Dataset content:

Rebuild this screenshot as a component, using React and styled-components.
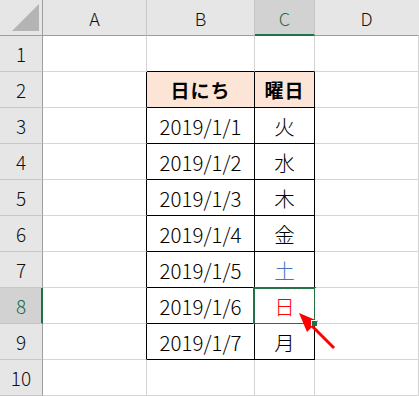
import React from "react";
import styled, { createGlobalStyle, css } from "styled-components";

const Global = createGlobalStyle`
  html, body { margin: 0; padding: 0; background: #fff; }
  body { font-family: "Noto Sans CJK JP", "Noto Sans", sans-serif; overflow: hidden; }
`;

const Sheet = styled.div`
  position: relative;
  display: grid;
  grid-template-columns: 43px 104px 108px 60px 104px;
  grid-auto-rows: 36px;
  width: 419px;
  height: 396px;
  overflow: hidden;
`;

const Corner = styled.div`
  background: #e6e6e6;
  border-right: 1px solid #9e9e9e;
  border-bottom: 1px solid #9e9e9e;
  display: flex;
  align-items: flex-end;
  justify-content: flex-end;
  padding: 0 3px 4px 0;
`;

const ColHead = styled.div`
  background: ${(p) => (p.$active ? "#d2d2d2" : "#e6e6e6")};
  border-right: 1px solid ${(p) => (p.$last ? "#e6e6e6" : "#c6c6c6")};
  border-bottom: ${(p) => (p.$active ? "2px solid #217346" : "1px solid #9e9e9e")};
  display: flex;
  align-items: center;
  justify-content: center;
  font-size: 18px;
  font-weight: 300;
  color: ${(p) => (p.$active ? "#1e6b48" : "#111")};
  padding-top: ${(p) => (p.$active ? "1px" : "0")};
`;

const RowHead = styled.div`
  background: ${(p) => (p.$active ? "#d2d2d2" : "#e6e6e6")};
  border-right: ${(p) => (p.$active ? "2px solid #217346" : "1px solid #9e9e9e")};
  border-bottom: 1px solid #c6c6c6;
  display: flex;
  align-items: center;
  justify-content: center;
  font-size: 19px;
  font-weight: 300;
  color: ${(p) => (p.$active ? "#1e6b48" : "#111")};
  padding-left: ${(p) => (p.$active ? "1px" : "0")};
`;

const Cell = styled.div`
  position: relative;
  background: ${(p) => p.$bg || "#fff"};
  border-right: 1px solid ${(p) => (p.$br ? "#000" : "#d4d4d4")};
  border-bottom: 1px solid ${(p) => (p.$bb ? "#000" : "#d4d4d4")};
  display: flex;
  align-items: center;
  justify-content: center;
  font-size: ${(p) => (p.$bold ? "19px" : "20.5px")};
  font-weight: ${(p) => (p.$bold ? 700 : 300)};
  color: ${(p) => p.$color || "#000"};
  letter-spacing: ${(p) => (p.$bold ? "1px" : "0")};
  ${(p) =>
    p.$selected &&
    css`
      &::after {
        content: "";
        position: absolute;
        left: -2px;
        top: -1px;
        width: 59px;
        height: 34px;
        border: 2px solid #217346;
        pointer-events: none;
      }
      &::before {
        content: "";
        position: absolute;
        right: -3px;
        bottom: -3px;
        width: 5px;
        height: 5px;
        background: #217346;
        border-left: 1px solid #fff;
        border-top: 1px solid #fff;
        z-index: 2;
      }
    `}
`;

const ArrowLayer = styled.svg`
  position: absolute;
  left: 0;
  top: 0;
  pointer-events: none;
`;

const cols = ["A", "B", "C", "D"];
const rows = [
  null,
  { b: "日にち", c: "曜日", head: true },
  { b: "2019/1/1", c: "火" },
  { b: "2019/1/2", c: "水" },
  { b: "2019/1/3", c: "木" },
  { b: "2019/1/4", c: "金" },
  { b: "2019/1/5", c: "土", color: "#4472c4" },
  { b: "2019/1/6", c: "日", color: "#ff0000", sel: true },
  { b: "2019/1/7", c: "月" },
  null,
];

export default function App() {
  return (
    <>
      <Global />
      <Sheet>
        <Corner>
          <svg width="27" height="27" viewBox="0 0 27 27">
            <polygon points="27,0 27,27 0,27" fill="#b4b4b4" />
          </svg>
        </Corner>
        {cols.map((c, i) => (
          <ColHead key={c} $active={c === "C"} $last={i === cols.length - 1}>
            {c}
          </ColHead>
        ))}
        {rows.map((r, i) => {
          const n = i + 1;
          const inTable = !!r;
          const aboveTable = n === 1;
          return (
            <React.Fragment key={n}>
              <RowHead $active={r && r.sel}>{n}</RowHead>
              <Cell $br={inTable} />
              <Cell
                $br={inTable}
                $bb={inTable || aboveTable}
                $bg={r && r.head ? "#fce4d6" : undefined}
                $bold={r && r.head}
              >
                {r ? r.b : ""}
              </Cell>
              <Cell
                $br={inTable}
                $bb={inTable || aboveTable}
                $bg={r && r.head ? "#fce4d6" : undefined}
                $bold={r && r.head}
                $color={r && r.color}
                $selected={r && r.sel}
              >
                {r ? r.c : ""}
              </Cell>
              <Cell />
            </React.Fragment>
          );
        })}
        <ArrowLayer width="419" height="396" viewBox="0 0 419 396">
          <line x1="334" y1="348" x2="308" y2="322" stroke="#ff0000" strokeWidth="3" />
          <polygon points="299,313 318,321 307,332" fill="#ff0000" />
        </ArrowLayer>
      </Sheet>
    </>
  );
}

Objective: Reproduce all of the data exactly; the pictures do not belong in the copy.

Reply to the task:
Rebuild this screenshot as a component, using React and styled-components.
import React from "react";
import styled, { createGlobalStyle, css } from "styled-components";

const Global = createGlobalStyle`
  html, body { margin: 0; padding: 0; background: #fff; }
  body { font-family: "Noto Sans CJK JP", "Noto Sans", sans-serif; overflow: hidden; }
`;

const Sheet = styled.div`
  position: relative;
  display: grid;
  grid-template-columns: 43px 104px 108px 60px 104px;
  grid-auto-rows: 36px;
  width: 419px;
  height: 396px;
  overflow: hidden;
`;

const Corner = styled.div`
  background: #e6e6e6;
  border-right: 1px solid #9e9e9e;
  border-bottom: 1px solid #9e9e9e;
  display: flex;
  align-items: flex-end;
  justify-content: flex-end;
  padding: 0 3px 4px 0;
`;

const ColHead = styled.div`
  background: ${(p) => (p.$active ? "#d2d2d2" : "#e6e6e6")};
  border-right: 1px solid ${(p) => (p.$last ? "#e6e6e6" : "#c6c6c6")};
  border-bottom: ${(p) => (p.$active ? "2px solid #217346" : "1px solid #9e9e9e")};
  display: flex;
  align-items: center;
  justify-content: center;
  font-size: 18px;
  font-weight: 300;
  color: ${(p) => (p.$active ? "#1e6b48" : "#111")};
  padding-top: ${(p) => (p.$active ? "1px" : "0")};
`;

const RowHead = styled.div`
  background: ${(p) => (p.$active ? "#d2d2d2" : "#e6e6e6")};
  border-right: ${(p) => (p.$active ? "2px solid #217346" : "1px solid #9e9e9e")};
  border-bottom: 1px solid #c6c6c6;
  display: flex;
  align-items: center;
  justify-content: center;
  font-size: 19px;
  font-weight: 300;
  color: ${(p) => (p.$active ? "#1e6b48" : "#111")};
  padding-left: ${(p) => (p.$active ? "1px" : "0")};
`;

const Cell = styled.div`
  position: relative;
  background: ${(p) => p.$bg || "#fff"};
  border-right: 1px solid ${(p) => (p.$br ? "#000" : "#d4d4d4")};
  border-bottom: 1px solid ${(p) => (p.$bb ? "#000" : "#d4d4d4")};
  display: flex;
  align-items: center;
  justify-content: center;
  font-size: ${(p) => (p.$bold ? "19px" : "20.5px")};
  font-weight: ${(p) => (p.$bold ? 700 : 300)};
  color: ${(p) => p.$color || "#000"};
  letter-spacing: ${(p) => (p.$bold ? "1px" : "0")};
  ${(p) =>
    p.$selected &&
    css`
      &::after {
        content: "";
        position: absolute;
        left: -2px;
        top: -1px;
        width: 59px;
        height: 34px;
        border: 2px solid #217346;
        pointer-events: none;
      }
      &::before {
        content: "";
        position: absolute;
        right: -3px;
        bottom: -3px;
        width: 5px;
        height: 5px;
        background: #217346;
        border-left: 1px solid #fff;
        border-top: 1px solid #fff;
        z-index: 2;
      }
    `}
`;

const ArrowLayer = styled.svg`
  position: absolute;
  left: 0;
  top: 0;
  pointer-events: none;
`;

const cols = ["A", "B", "C", "D"];
const rows = [
  null,
  { b: "日にち", c: "曜日", head: true },
  { b: "2019/1/1", c: "火" },
  { b: "2019/1/2", c: "水" },
  { b: "2019/1/3", c: "木" },
  { b: "2019/1/4", c: "金" },
  { b: "2019/1/5", c: "土", color: "#4472c4" },
  { b: "2019/1/6", c: "日", color: "#ff0000", sel: true },
  { b: "2019/1/7", c: "月" },
  null,
];

export default function App() {
  return (
    <>
      <Global />
      <Sheet>
        <Corner>
          <svg width="27" height="27" viewBox="0 0 27 27">
            <polygon points="27,0 27,27 0,27" fill="#b4b4b4" />
          </svg>
        </Corner>
        {cols.map((c, i) => (
          <ColHead key={c} $active={c === "C"} $last={i === cols.length - 1}>
            {c}
          </ColHead>
        ))}
        {rows.map((r, i) => {
          const n = i + 1;
          const inTable = !!r;
          const aboveTable = n === 1;
          return (
            <React.Fragment key={n}>
              <RowHead $active={r && r.sel}>{n}</RowHead>
              <Cell $br={inTable} />
              <Cell
                $br={inTable}
                $bb={inTable || aboveTable}
                $bg={r && r.head ? "#fce4d6" : undefined}
                $bold={r && r.head}
              >
                {r ? r.b : ""}
              </Cell>
              <Cell
                $br={inTable}
                $bb={inTable || aboveTable}
                $bg={r && r.head ? "#fce4d6" : undefined}
                $bold={r && r.head}
                $color={r && r.color}
                $selected={r && r.sel}
              >
                {r ? r.c : ""}
              </Cell>
              <Cell />
            </React.Fragment>
          );
        })}
        <ArrowLayer width="419" height="396" viewBox="0 0 419 396">
          <line x1="334" y1="348" x2="308" y2="322" stroke="#ff0000" strokeWidth="3" />
          <polygon points="299,313 318,321 307,332" fill="#ff0000" />
        </ArrowLayer>
      </Sheet>
    </>
  );
}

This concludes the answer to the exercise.